Web page code records

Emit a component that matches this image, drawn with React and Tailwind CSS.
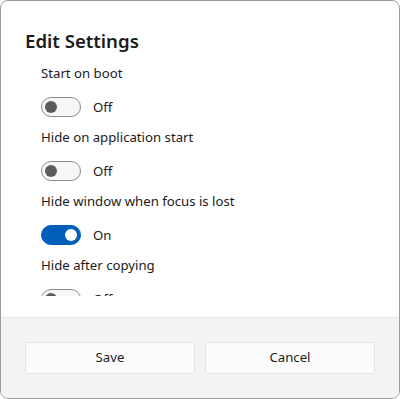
import React, { useState } from "react";

const settings = [
  { label: "Start on boot", on: false },
  { label: "Hide on application start", on: false },
  { label: "Hide window when focus is lost", on: true },
  { label: "Hide after copying", on: false },
  { label: "Show in taskbar", on: true },
];

const Toggle = ({ on, onClick }) => (
  <button
    onClick={onClick}
    className={
      on
        ? "relative w-10 h-5 rounded-full bg-[#005fb8] border border-[#005fb8]"
        : "relative w-10 h-5 rounded-full bg-[#f7f7f7] border border-[#8b8b8b]"
    }
  >
    <span
      className={
        on
          ? "absolute top-[3px] right-[3px] w-3 h-3 rounded-full bg-white"
          : "absolute top-[3px] left-[3px] w-3 h-3 rounded-full bg-[#5c5c5c]"
      }
    />
  </button>
);

const App = () => {
  const [values, setValues] = useState(settings.map((s) => s.on));

  const flip = (i) => setValues((prev) => prev.map((v, j) => (j === i ? !v : v)));

  return (
    <div
      className="w-[400px] h-[399px] bg-white border border-[#9c9c9c] rounded-[8px] overflow-hidden flex flex-col text-[#1b1b1b]"
      style={{ fontFamily: '"Noto Sans", "Open Sans", sans-serif' }}
    >
      <div className="flex-1 min-h-0 flex flex-col pt-[26px] pb-[21px]">
        <h1 className="pl-[24px] text-[18.6px] leading-[28px] font-semibold mb-[8px]">Edit Settings</h1>
        <div className="flex-1 min-h-0 overflow-hidden pl-[40px]">
          {settings.map((s, i) => (
            <div key={s.label}>
              <div className="text-[13.2px] leading-[20px] mb-[14px]">{s.label}</div>
              <div className="flex items-center gap-3 mb-[10px]">
                <Toggle on={values[i]} onClick={() => flip(i)} />
                <span className="text-[13.2px] leading-[20px]">{values[i] ? "On" : "Off"}</span>
              </div>
            </div>
          ))}
        </div>
      </div>
      <div className="h-[81px] bg-[#f3f3f3] border-t border-[#e5e5e5] flex items-center gap-[10px] pl-[24px] pr-[24px]">
        <button className="flex-1 h-8 rounded-[4px] bg-[#fbfbfb] border border-[#e3e3e3] text-[13.2px]">Save</button>
        <button className="flex-1 h-8 rounded-[4px] bg-[#fbfbfb] border border-[#e3e3e3] text-[13.2px]">Cancel</button>
      </div>
    </div>
  );
};

export default App;
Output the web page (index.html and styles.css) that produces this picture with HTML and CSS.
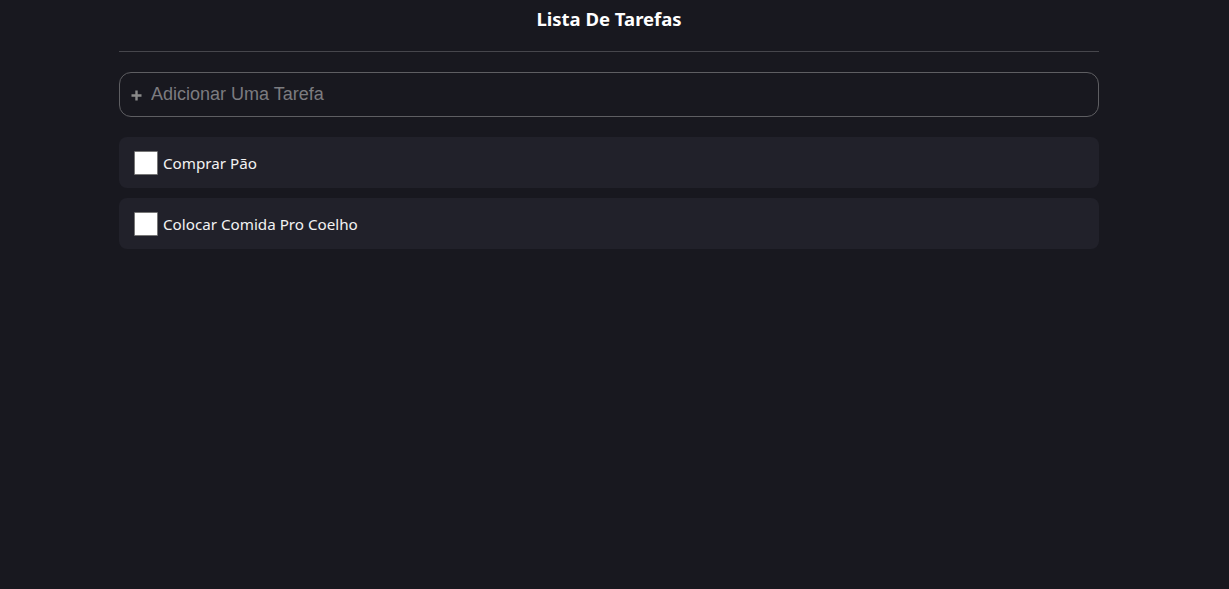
FILE: index.html
```html
<!DOCTYPE html>
<html lang="pt">
<head>
<meta charset="utf-8">
<title>Lista De Tarefas</title>
<link rel="stylesheet" href="styles.css">
</head>
<body>
<main class="app">
  <h1 class="title">Lista De Tarefas</h1>
  <hr class="divider">
  <label class="add">
    <span class="add-icon"><svg width="11" height="11" viewBox="0 0 11 11"><path d="M5.5 0.5v10M0.5 5.5h10" stroke="#8a8a8a" stroke-width="2.4"/></svg></span>
    <input class="add-input" type="text" placeholder="Adicionar Uma Tarefa">
  </label>
  <ul class="tasks">
    <li class="task"><span class="check"></span><span class="task-text">Comprar Pão</span></li>
    <li class="task"><span class="check"></span><span class="task-text">Colocar Comida Pro Coelho</span></li>
  </ul>
</main>
</body>
</html>
```
FILE: styles.css
```css
html, body {
  margin: 0;
  padding: 0;
  background: #18181f;
  height: 100%;
}
body {
  padding-right: 11px;
  font-family: "Noto Sans", "Open Sans", sans-serif;
  color: #ffffff;
}
.app {
  width: 980px;
  margin: 0 auto;
}
.title {
  margin: 0;
  padding-top: 6px;
  height: 35px;
  text-align: center;
  font-size: 18.5px;
  font-weight: 700;
  line-height: 26px;
}
.divider {
  margin: 10px 0 20px;
  border: 0;
  border-top: 1px solid #46464c;
  height: 0;
}
.add {
  display: flex;
  align-items: center;
  height: 45px;
  box-sizing: border-box;
  border: 1px solid #5e5e62;
  border-radius: 12px;
  padding: 0 11px;
  gap: 9px;
}
.add-icon {
  display: flex;
  align-items: center;
  margin-top: 2px;
}
.add-input {
  flex: 1;
  background: transparent;
  border: 0;
  outline: none;
  color: #ddd;
  font-family: "Liberation Sans", Arial, sans-serif;
  font-size: 18px;
  padding: 0;
}
.add-input::placeholder {
  color: #7c7c80;
}
.tasks {
  list-style: none;
  margin: 20px 0 0;
  padding: 0;
  display: flex;
  flex-direction: column;
  gap: 10px;
}
.task {
  display: flex;
  align-items: center;
  height: 51px;
  background: #21212a;
  border-radius: 8px;
  padding: 0 15px;
  gap: 5px;
}
.check {
  width: 22px;
  height: 22px;
  background: #fff;
  border: 1px solid #767676;
  border-radius: 1px;
}
.task-text {
  font-size: 15.2px;
  color: #f2f2f2;
}
```
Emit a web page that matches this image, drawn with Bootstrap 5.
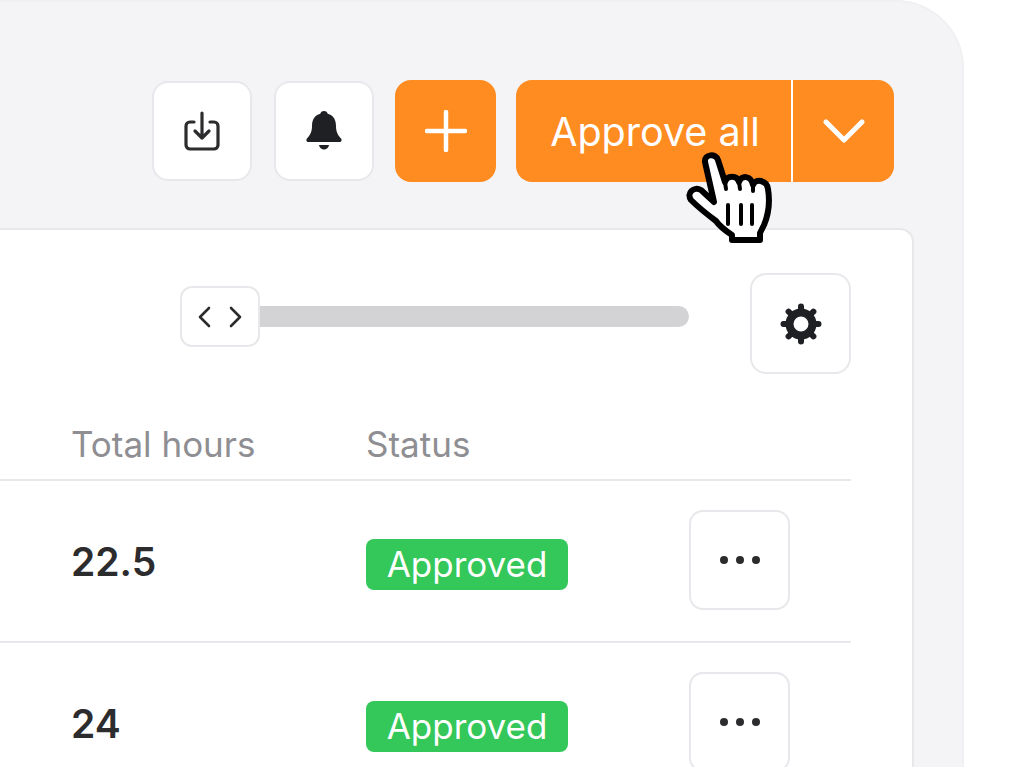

Goal of the exercise: Make an exact copy of the data above, pictures excluded.

Solution to this task:
Emit a component that matches this image, drawn with React and Tailwind CSS.
import React, { useState } from "react";

const settings = [
  { label: "Start on boot", on: false },
  { label: "Hide on application start", on: false },
  { label: "Hide window when focus is lost", on: true },
  { label: "Hide after copying", on: false },
  { label: "Show in taskbar", on: true },
];

const Toggle = ({ on, onClick }) => (
  <button
    onClick={onClick}
    className={
      on
        ? "relative w-10 h-5 rounded-full bg-[#005fb8] border border-[#005fb8]"
        : "relative w-10 h-5 rounded-full bg-[#f7f7f7] border border-[#8b8b8b]"
    }
  >
    <span
      className={
        on
          ? "absolute top-[3px] right-[3px] w-3 h-3 rounded-full bg-white"
          : "absolute top-[3px] left-[3px] w-3 h-3 rounded-full bg-[#5c5c5c]"
      }
    />
  </button>
);

const App = () => {
  const [values, setValues] = useState(settings.map((s) => s.on));

  const flip = (i) => setValues((prev) => prev.map((v, j) => (j === i ? !v : v)));

  return (
    <div
      className="w-[400px] h-[399px] bg-white border border-[#9c9c9c] rounded-[8px] overflow-hidden flex flex-col text-[#1b1b1b]"
      style={{ fontFamily: '"Noto Sans", "Open Sans", sans-serif' }}
    >
      <div className="flex-1 min-h-0 flex flex-col pt-[26px] pb-[21px]">
        <h1 className="pl-[24px] text-[18.6px] leading-[28px] font-semibold mb-[8px]">Edit Settings</h1>
        <div className="flex-1 min-h-0 overflow-hidden pl-[40px]">
          {settings.map((s, i) => (
            <div key={s.label}>
              <div className="text-[13.2px] leading-[20px] mb-[14px]">{s.label}</div>
              <div className="flex items-center gap-3 mb-[10px]">
                <Toggle on={values[i]} onClick={() => flip(i)} />
                <span className="text-[13.2px] leading-[20px]">{values[i] ? "On" : "Off"}</span>
              </div>
            </div>
          ))}
        </div>
      </div>
      <div className="h-[81px] bg-[#f3f3f3] border-t border-[#e5e5e5] flex items-center gap-[10px] pl-[24px] pr-[24px]">
        <button className="flex-1 h-8 rounded-[4px] bg-[#fbfbfb] border border-[#e3e3e3] text-[13.2px]">Save</button>
        <button className="flex-1 h-8 rounded-[4px] bg-[#fbfbfb] border border-[#e3e3e3] text-[13.2px]">Cancel</button>
      </div>
    </div>
  );
};

export default App;
Output the web page (index.html and styles.css) that produces this picture with HTML and CSS.
FILE: index.html
```html
<!DOCTYPE html>
<html lang="pt">
<head>
<meta charset="utf-8">
<title>Lista De Tarefas</title>
<link rel="stylesheet" href="styles.css">
</head>
<body>
<main class="app">
  <h1 class="title">Lista De Tarefas</h1>
  <hr class="divider">
  <label class="add">
    <span class="add-icon"><svg width="11" height="11" viewBox="0 0 11 11"><path d="M5.5 0.5v10M0.5 5.5h10" stroke="#8a8a8a" stroke-width="2.4"/></svg></span>
    <input class="add-input" type="text" placeholder="Adicionar Uma Tarefa">
  </label>
  <ul class="tasks">
    <li class="task"><span class="check"></span><span class="task-text">Comprar Pão</span></li>
    <li class="task"><span class="check"></span><span class="task-text">Colocar Comida Pro Coelho</span></li>
  </ul>
</main>
</body>
</html>
```
FILE: styles.css
```css
html, body {
  margin: 0;
  padding: 0;
  background: #18181f;
  height: 100%;
}
body {
  padding-right: 11px;
  font-family: "Noto Sans", "Open Sans", sans-serif;
  color: #ffffff;
}
.app {
  width: 980px;
  margin: 0 auto;
}
.title {
  margin: 0;
  padding-top: 6px;
  height: 35px;
  text-align: center;
  font-size: 18.5px;
  font-weight: 700;
  line-height: 26px;
}
.divider {
  margin: 10px 0 20px;
  border: 0;
  border-top: 1px solid #46464c;
  height: 0;
}
.add {
  display: flex;
  align-items: center;
  height: 45px;
  box-sizing: border-box;
  border: 1px solid #5e5e62;
  border-radius: 12px;
  padding: 0 11px;
  gap: 9px;
}
.add-icon {
  display: flex;
  align-items: center;
  margin-top: 2px;
}
.add-input {
  flex: 1;
  background: transparent;
  border: 0;
  outline: none;
  color: #ddd;
  font-family: "Liberation Sans", Arial, sans-serif;
  font-size: 18px;
  padding: 0;
}
.add-input::placeholder {
  color: #7c7c80;
}
.tasks {
  list-style: none;
  margin: 20px 0 0;
  padding: 0;
  display: flex;
  flex-direction: column;
  gap: 10px;
}
.task {
  display: flex;
  align-items: center;
  height: 51px;
  background: #21212a;
  border-radius: 8px;
  padding: 0 15px;
  gap: 5px;
}
.check {
  width: 22px;
  height: 22px;
  background: #fff;
  border: 1px solid #767676;
  border-radius: 1px;
}
.task-text {
  font-size: 15.2px;
  color: #f2f2f2;
}
```
Emit a web page that matches this image, drawn with Bootstrap 5.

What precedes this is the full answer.